WHAT THE TASK REQUIRES: Below is a listing; write it out exactly and drop any images from it.

PROVIDED RECORDS:
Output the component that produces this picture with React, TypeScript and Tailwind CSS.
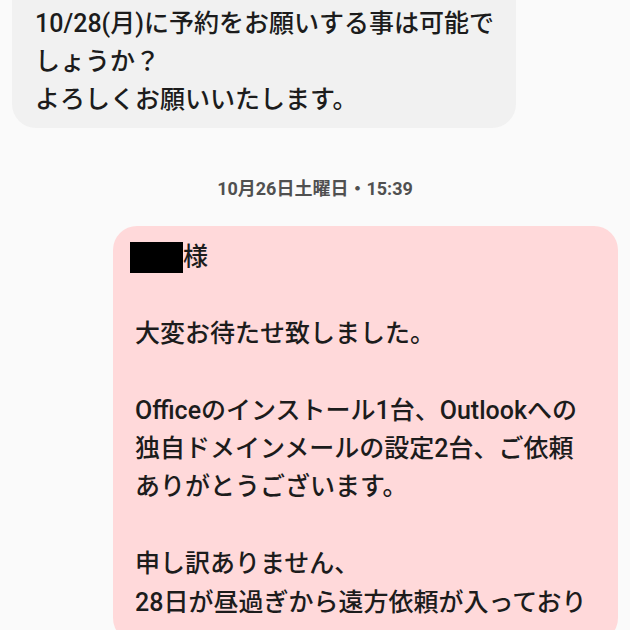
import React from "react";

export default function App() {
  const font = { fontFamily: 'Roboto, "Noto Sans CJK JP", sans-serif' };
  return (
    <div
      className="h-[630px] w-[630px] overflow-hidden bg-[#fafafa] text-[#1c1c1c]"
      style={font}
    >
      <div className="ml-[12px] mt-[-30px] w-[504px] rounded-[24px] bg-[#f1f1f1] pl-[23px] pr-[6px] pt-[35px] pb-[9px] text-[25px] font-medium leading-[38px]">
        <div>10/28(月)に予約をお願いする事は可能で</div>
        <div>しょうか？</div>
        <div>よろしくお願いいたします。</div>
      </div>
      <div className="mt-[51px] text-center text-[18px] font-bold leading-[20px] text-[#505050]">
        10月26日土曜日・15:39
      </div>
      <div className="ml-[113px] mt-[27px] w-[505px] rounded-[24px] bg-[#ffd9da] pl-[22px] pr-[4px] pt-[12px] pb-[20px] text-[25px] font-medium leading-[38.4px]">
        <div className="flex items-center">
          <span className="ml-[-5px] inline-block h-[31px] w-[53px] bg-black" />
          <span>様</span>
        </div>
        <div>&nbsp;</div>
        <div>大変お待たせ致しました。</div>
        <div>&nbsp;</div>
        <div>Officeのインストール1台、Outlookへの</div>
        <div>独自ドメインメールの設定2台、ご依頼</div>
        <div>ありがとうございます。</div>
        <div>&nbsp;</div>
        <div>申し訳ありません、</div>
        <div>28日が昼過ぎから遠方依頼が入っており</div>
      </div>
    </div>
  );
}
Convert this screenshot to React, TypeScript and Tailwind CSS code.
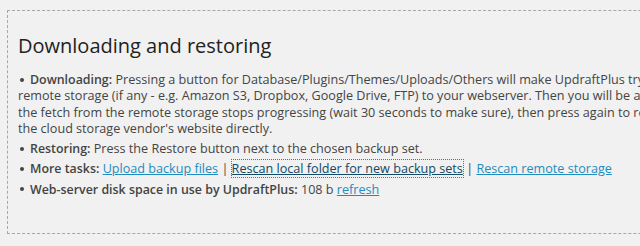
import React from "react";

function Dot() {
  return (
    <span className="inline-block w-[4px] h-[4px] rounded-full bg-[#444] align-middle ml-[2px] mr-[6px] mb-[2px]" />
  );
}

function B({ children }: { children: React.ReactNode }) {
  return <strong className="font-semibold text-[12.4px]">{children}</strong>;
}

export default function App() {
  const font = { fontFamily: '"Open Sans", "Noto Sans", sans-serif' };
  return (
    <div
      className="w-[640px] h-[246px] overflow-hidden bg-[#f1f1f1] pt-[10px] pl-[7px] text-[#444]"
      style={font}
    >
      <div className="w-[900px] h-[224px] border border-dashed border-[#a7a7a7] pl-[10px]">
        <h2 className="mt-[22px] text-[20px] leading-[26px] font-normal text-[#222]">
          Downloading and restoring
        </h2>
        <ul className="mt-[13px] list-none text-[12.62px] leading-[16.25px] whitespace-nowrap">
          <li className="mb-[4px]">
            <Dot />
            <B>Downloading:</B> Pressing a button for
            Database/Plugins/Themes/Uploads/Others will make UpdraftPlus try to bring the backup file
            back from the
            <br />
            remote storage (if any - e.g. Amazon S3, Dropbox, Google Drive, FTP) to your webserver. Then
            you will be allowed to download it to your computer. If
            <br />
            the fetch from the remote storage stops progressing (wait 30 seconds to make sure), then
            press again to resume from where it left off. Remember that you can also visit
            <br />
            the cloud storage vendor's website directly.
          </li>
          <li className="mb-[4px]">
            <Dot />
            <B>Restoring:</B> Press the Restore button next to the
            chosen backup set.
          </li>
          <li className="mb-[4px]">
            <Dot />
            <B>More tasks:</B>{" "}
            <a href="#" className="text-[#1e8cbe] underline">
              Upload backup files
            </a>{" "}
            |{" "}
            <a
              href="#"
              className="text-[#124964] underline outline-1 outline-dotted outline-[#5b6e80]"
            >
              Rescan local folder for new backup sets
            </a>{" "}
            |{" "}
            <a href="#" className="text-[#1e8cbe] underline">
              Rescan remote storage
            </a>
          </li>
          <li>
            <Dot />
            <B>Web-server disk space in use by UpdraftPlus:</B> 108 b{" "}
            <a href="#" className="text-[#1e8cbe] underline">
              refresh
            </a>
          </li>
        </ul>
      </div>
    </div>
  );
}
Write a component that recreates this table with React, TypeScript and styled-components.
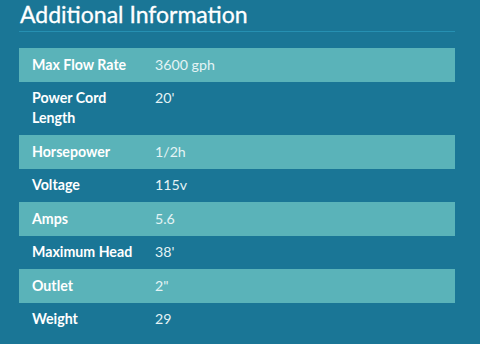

RESULT FOR THIS TASK:
Output the component that produces this picture with React, TypeScript and Tailwind CSS.
import React from "react";

export default function App() {
  const font = { fontFamily: 'Roboto, "Noto Sans CJK JP", sans-serif' };
  return (
    <div
      className="h-[630px] w-[630px] overflow-hidden bg-[#fafafa] text-[#1c1c1c]"
      style={font}
    >
      <div className="ml-[12px] mt-[-30px] w-[504px] rounded-[24px] bg-[#f1f1f1] pl-[23px] pr-[6px] pt-[35px] pb-[9px] text-[25px] font-medium leading-[38px]">
        <div>10/28(月)に予約をお願いする事は可能で</div>
        <div>しょうか？</div>
        <div>よろしくお願いいたします。</div>
      </div>
      <div className="mt-[51px] text-center text-[18px] font-bold leading-[20px] text-[#505050]">
        10月26日土曜日・15:39
      </div>
      <div className="ml-[113px] mt-[27px] w-[505px] rounded-[24px] bg-[#ffd9da] pl-[22px] pr-[4px] pt-[12px] pb-[20px] text-[25px] font-medium leading-[38.4px]">
        <div className="flex items-center">
          <span className="ml-[-5px] inline-block h-[31px] w-[53px] bg-black" />
          <span>様</span>
        </div>
        <div>&nbsp;</div>
        <div>大変お待たせ致しました。</div>
        <div>&nbsp;</div>
        <div>Officeのインストール1台、Outlookへの</div>
        <div>独自ドメインメールの設定2台、ご依頼</div>
        <div>ありがとうございます。</div>
        <div>&nbsp;</div>
        <div>申し訳ありません、</div>
        <div>28日が昼過ぎから遠方依頼が入っており</div>
      </div>
    </div>
  );
}
Convert this screenshot to React, TypeScript and Tailwind CSS code.
import React from "react";

function Dot() {
  return (
    <span className="inline-block w-[4px] h-[4px] rounded-full bg-[#444] align-middle ml-[2px] mr-[6px] mb-[2px]" />
  );
}

function B({ children }: { children: React.ReactNode }) {
  return <strong className="font-semibold text-[12.4px]">{children}</strong>;
}

export default function App() {
  const font = { fontFamily: '"Open Sans", "Noto Sans", sans-serif' };
  return (
    <div
      className="w-[640px] h-[246px] overflow-hidden bg-[#f1f1f1] pt-[10px] pl-[7px] text-[#444]"
      style={font}
    >
      <div className="w-[900px] h-[224px] border border-dashed border-[#a7a7a7] pl-[10px]">
        <h2 className="mt-[22px] text-[20px] leading-[26px] font-normal text-[#222]">
          Downloading and restoring
        </h2>
        <ul className="mt-[13px] list-none text-[12.62px] leading-[16.25px] whitespace-nowrap">
          <li className="mb-[4px]">
            <Dot />
            <B>Downloading:</B> Pressing a button for
            Database/Plugins/Themes/Uploads/Others will make UpdraftPlus try to bring the backup file
            back from the
            <br />
            remote storage (if any - e.g. Amazon S3, Dropbox, Google Drive, FTP) to your webserver. Then
            you will be allowed to download it to your computer. If
            <br />
            the fetch from the remote storage stops progressing (wait 30 seconds to make sure), then
            press again to resume from where it left off. Remember that you can also visit
            <br />
            the cloud storage vendor's website directly.
          </li>
          <li className="mb-[4px]">
            <Dot />
            <B>Restoring:</B> Press the Restore button next to the
            chosen backup set.
          </li>
          <li className="mb-[4px]">
            <Dot />
            <B>More tasks:</B>{" "}
            <a href="#" className="text-[#1e8cbe] underline">
              Upload backup files
            </a>{" "}
            |{" "}
            <a
              href="#"
              className="text-[#124964] underline outline-1 outline-dotted outline-[#5b6e80]"
            >
              Rescan local folder for new backup sets
            </a>{" "}
            |{" "}
            <a href="#" className="text-[#1e8cbe] underline">
              Rescan remote storage
            </a>
          </li>
          <li>
            <Dot />
            <B>Web-server disk space in use by UpdraftPlus:</B> 108 b{" "}
            <a href="#" className="text-[#1e8cbe] underline">
              refresh
            </a>
          </li>
        </ul>
      </div>
    </div>
  );
}
Write a component that recreates this table with React, TypeScript and styled-components.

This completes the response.